Sätze, die vermutlich nicht allzu viele bei der Bewältigung der Finanz- bzw. Bankenkrise 2008/2009 oder der Flüchtlingskrise spätestens ab dem Herbst 2015 hören wollten – ein Agieren, das nun während der Corona-Pandemie durchaus Schatten bis in unsere Gegenwart wirft.
Empathische Aufrufe zum Miteinander, zu den Grundwerten der Französischen Revolution finden sich auch in der „Allianz-Lecture über Europa“ im Deutschen Theater in Berlin 2011. Und auch Kermanis Dankrede für den deutsch-polnischen Samuel-Bogumił-Linde-Literaturpreis ist ein Plädoyer für Europa.

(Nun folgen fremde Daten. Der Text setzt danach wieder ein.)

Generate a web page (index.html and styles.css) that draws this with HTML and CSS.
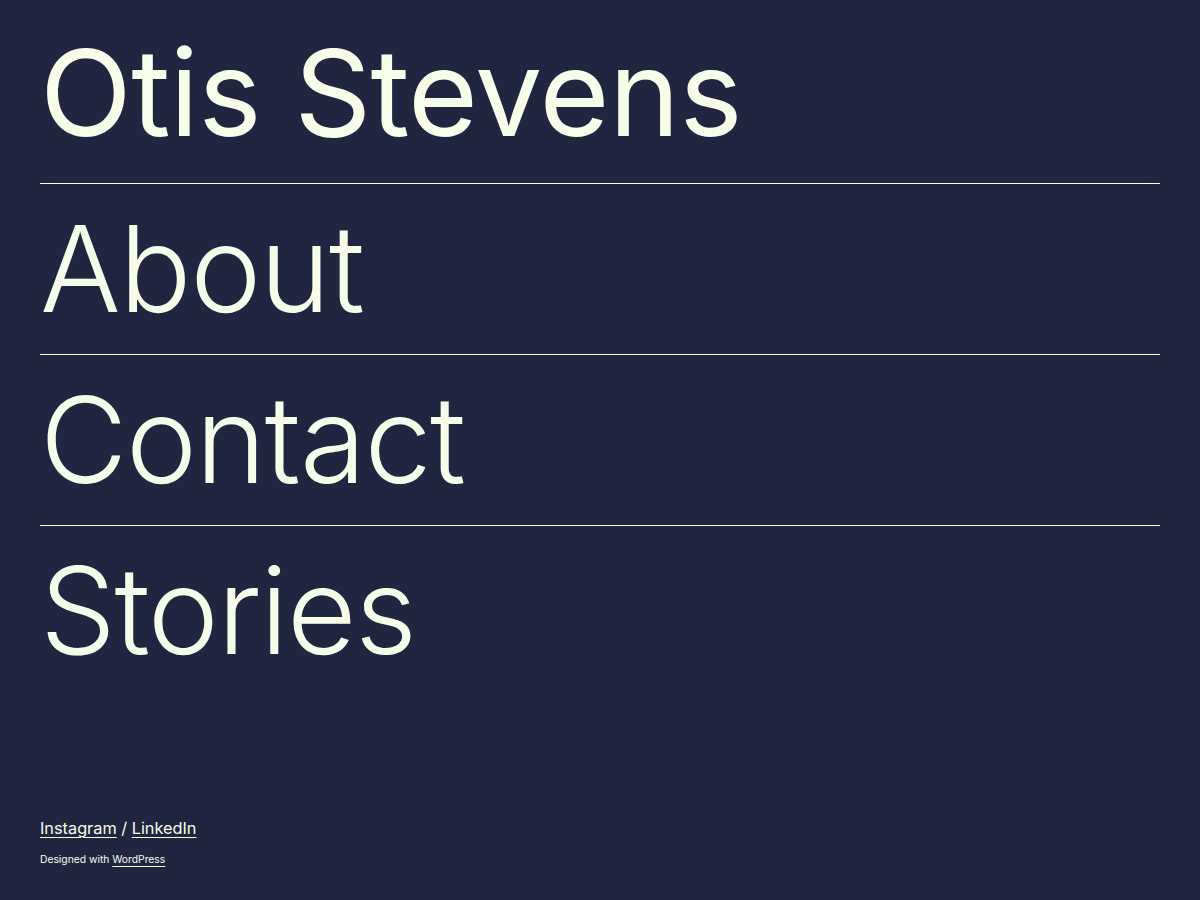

Mit seinen Reden unterstreicht Navid Kermani immer wieder – ganz gleich, ob er beim Weltkongress der C.G.Jung-Gesellschaft in Köln (2019) eine so beeindruckende wie überzeugende Spurenlese der Beziehungen der islamischen Poesie vom 13. Jahrhundert bis zur Religionsphilosophie C.G. Jungs vollzieht und dabei seine eigene sufitische Prägung offenbart, oder ob er „Zum siebzigsten Geburtstag des 1. FC Köln“ spricht, Nachrufe und Grabreden hält – wie sehr dabei auch „die Literatur ein Weg (ist), mit dem Schatten zu leben, der aus der Vergangenheit oder dem Jenseits auf uns fällt.“
Kermani erweist sich mit seiner Reden-Auswahl einmal mehr als einer der bedeutendsten Intellektuellen unserer Zeit, oder wie Gerd Ueding bei der Verleihung des „Cicero“-Rednerpreises 2012 über ihn gesagt hat: „In die rhetorische Linie, die von den großen antiken Rednern bis in die Zukunft eines wirklich geeinten Europa reicht, gehört Navid Kermani an prominenter Stelle.“
„Die höchste Kunst der öffentlichen Rede“, so Kermani in seinem Vorwort der ausgewählten Reden, „wäre es im Namen von vielen zu sprechen, aber so, wie es nur ein einzelner Mensch sagen kann, literarisch zu sein und zugleich repräsentativ“. Seine Reden, die in Morgen ist da zusammengestellt sind, kommen dieser höchsten Kunst zumindest sehr nah. Die Sammlung von „öffentlich vorgetragenen Texten“, die Kermani so von den einmal gehaltenen Reden unterscheidet, zeigt einen glänzenden Stilisten und – ja dann doch – auch authentischen Redner, der ganz bei sich ist, mithin einen orator optimus oder zumindest einen orator propemode optimus.